What Hospice Care Covers
Hospice is care for people with a terminal illness when the focus shifts from cure-directed treatment to comfort, symptom management, and support. Under Medicare, hospice coverage generally requires certification that the person has a life expectancy of six months or less if the illness follows its usual course. Coverage can continue beyond six months when eligibility is recertified.
Hospice care may include nursing visits, physician services, medications related to the terminal diagnosis, medical equipment, supplies, social work, spiritual care, grief support, and aide services. The hospice team creates a plan of care based on symptoms, goals, and family support.
Care Settings
Hospice can be provided at home, in assisted living, in a nursing home, or in an inpatient hospice setting when symptoms cannot be managed elsewhere. The place of care affects which costs are covered. Medicare hospice coverage pays for hospice services, but it generally does not pay room and board in assisted living or nursing home settings.
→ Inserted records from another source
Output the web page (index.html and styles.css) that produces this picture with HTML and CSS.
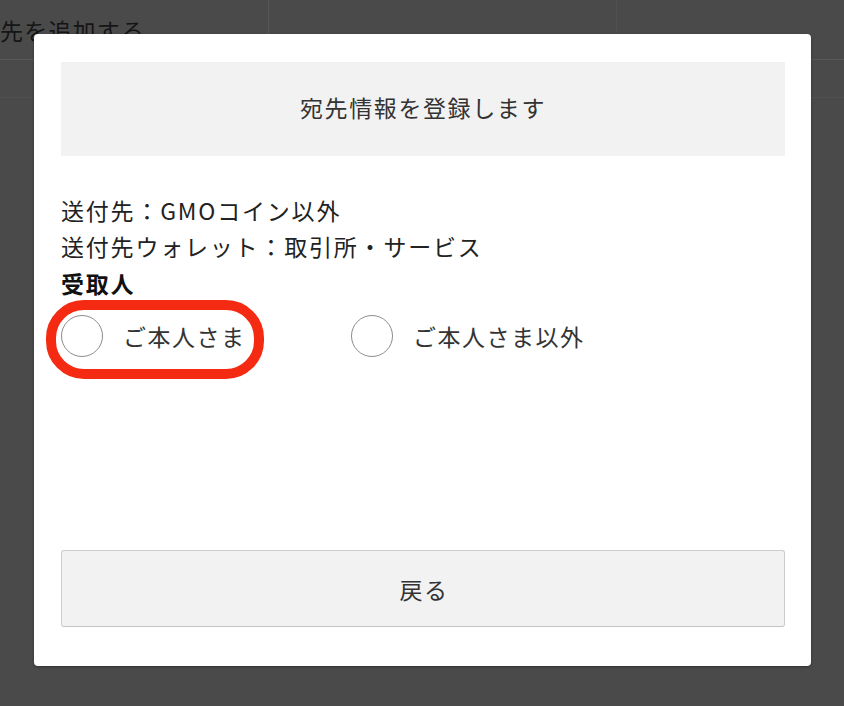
FILE: index.html
```html
<!DOCTYPE html>
<html lang="ja">
<head>
<meta charset="utf-8">
<title>宛先情報を登録します</title>
<link rel="stylesheet" href="styles.css">
</head>
<body>
<div class="backdrop">
  <div class="bg-row">
    <div class="bg-cell"><span class="bg-text">先を追加する</span></div>
    <div class="bg-cell bg-wide"></div>
    <div class="bg-cell bg-rest"></div>
  </div>
  <div class="bg-row bg-row2">
    <div class="bg-cell"></div>
  </div>
</div>

<div class="modal">
  <div class="modal-head">宛先情報を登録します</div>
  <div class="modal-body">
    <p class="info">送付先：GMOコイン以外</p>
    <p class="info">送付先ウォレット：取引所・サービス</p>
    <p class="info label">受取人</p>
    <div class="radios">
      <label class="radio"><span class="circle"></span><span class="radio-text">ご本人さま</span></label>
      <label class="radio"><span class="circle"></span><span class="radio-text">ご本人さま以外</span></label>
      <span class="highlight"></span>
    </div>
  </div>
  <button class="back">戻る</button>
</div>
</body>
</html>
```
FILE: styles.css
```css
html, body {
  margin: 0;
  padding: 0;
}
body {
  width: 844px;
  height: 706px;
  background: #4a4a4a;
  overflow: hidden;
  position: relative;
  font-family: "Noto Sans CJK JP", "Noto Sans", sans-serif;
  color: #333;
}

.backdrop {
  display: flex;
  flex-direction: column;
}
.bg-row {
  display: flex;
  height: 59px;
  border-bottom: 1px solid #575757;
}
.bg-row2 {
  height: 37px;
  border-bottom: 1px solid #505050;
}
.bg-cell {
  width: 268px;
  border-right: 1px solid #565656;
  display: flex;
  align-items: center;
  overflow: hidden;
  padding-top: 1px;
}
.bg-row2 .bg-cell {
  border-right: none;
}
.bg-wide {
  width: 347px;
  border-right: 1px solid #4f4f4f;
}
.bg-rest {
  flex: 1;
  border-right: none;
}
.bg-text {
  font-size: 23px;
  letter-spacing: 1.2px;
  color: #151515;
  white-space: nowrap;
}

.modal {
  position: absolute;
  left: 34px;
  top: 34px;
  width: 777px;
  height: 632px;
  box-sizing: border-box;
  background: #fff;
  border-radius: 4px;
  box-shadow: 0 1px 3px rgba(0,0,0,0.35);
  padding: 28px 26px 39px 27px;
  display: flex;
  flex-direction: column;
}

.modal-head {
  height: 94px;
  background: #f2f2f2;
  display: flex;
  align-items: center;
  justify-content: center;
  font-size: 23px;
  letter-spacing: 1.6px;
  color: #333;
  padding-bottom: 5px;
  box-sizing: border-box;
}

.modal-body {
  padding-top: 36px;
  flex: 1;
}
.info {
  margin: 0;
  font-size: 23px;
  line-height: 36px;
  letter-spacing: 1.8px;
  color: #222;
}
.label {
  font-weight: 700;
  color: #111;
  line-height: 38px;
}

.radios {
  position: relative;
  display: flex;
  margin-top: 13px;
}
.radio {
  width: 290px;
  display: flex;
  align-items: center;
  gap: 20px;
  height: 42px;
}
.circle {
  width: 42px;
  height: 42px;
  box-sizing: border-box;
  border-radius: 50%;
  border: 1.5px solid #8d8d8d;
  background: #fff;
  flex: none;
}
.radio-text {
  font-size: 23px;
  letter-spacing: 1.5px;
  color: #333;
}
.highlight {
  position: absolute;
  left: -15px;
  top: -15px;
  width: 218px;
  height: 79px;
  box-sizing: border-box;
  border: 10px solid #f42a12;
  border-radius: 38px;
}

.back {
  height: 77px;
  width: 100%;
  background: #f2f2f2;
  border: 1px solid #cccccc;
  border-bottom-color: #c4c4c4;
  border-radius: 3px;
  font-family: "Noto Sans CJK JP", "Noto Sans", sans-serif;
  font-size: 23px;
  letter-spacing: 1.5px;
  color: #333;
  padding: 0 0 0 2px;
}
```
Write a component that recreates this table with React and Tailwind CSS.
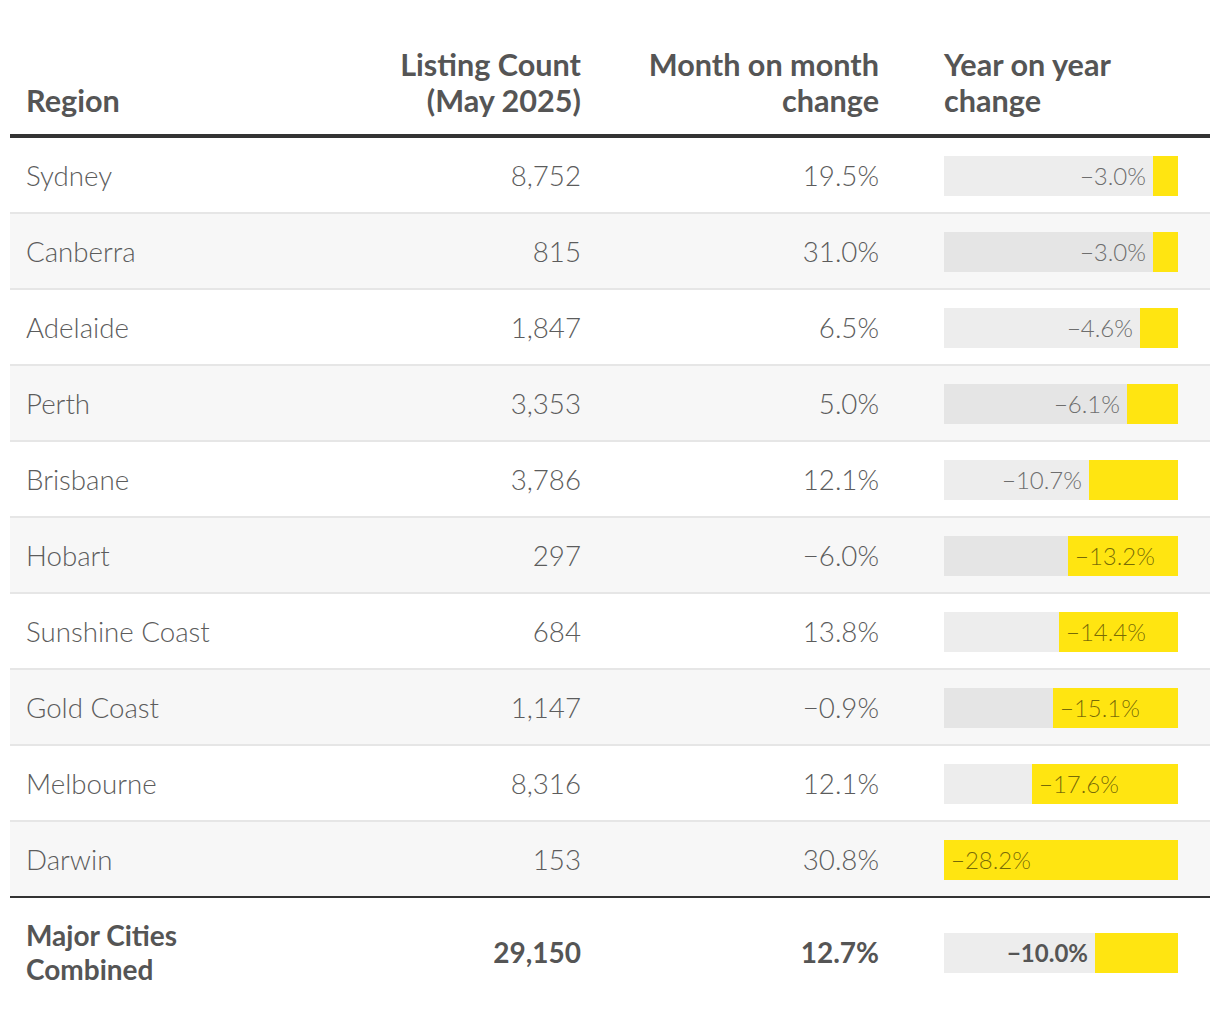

When a resident is already in a nursing home, hospice may work alongside the facility. The nursing home continues to provide room, board, and routine daily care, while hospice provides services related to the terminal diagnosis and comfort plan.
Levels of Hospice Care
- Routine home care: The most common level, provided wherever the person lives.
- Continuous home care: Short-term crisis care during periods of acute symptom management.
- General inpatient care: Short-term inpatient care for symptoms that cannot be managed at home.
- Respite care: Short-term relief for caregivers, usually limited to brief stays.
Questions to Ask
Families can ask how quickly nurses respond after hours, which medications and equipment are covered, how pain and symptoms are managed, what aide services are available, and how the hospice coordinates with assisted living or nursing home staff. It is also important to ask what costs may remain outside the hospice benefit.
When Hospice Is Considered
Hospice does not mean that all care stops. It means the care goal changes. A hospice evaluation can help clarify eligibility, available services, and whether care can be delivered safely at home or in the current facility. Families should discuss medical specifics with the treating clinician and the hospice provider.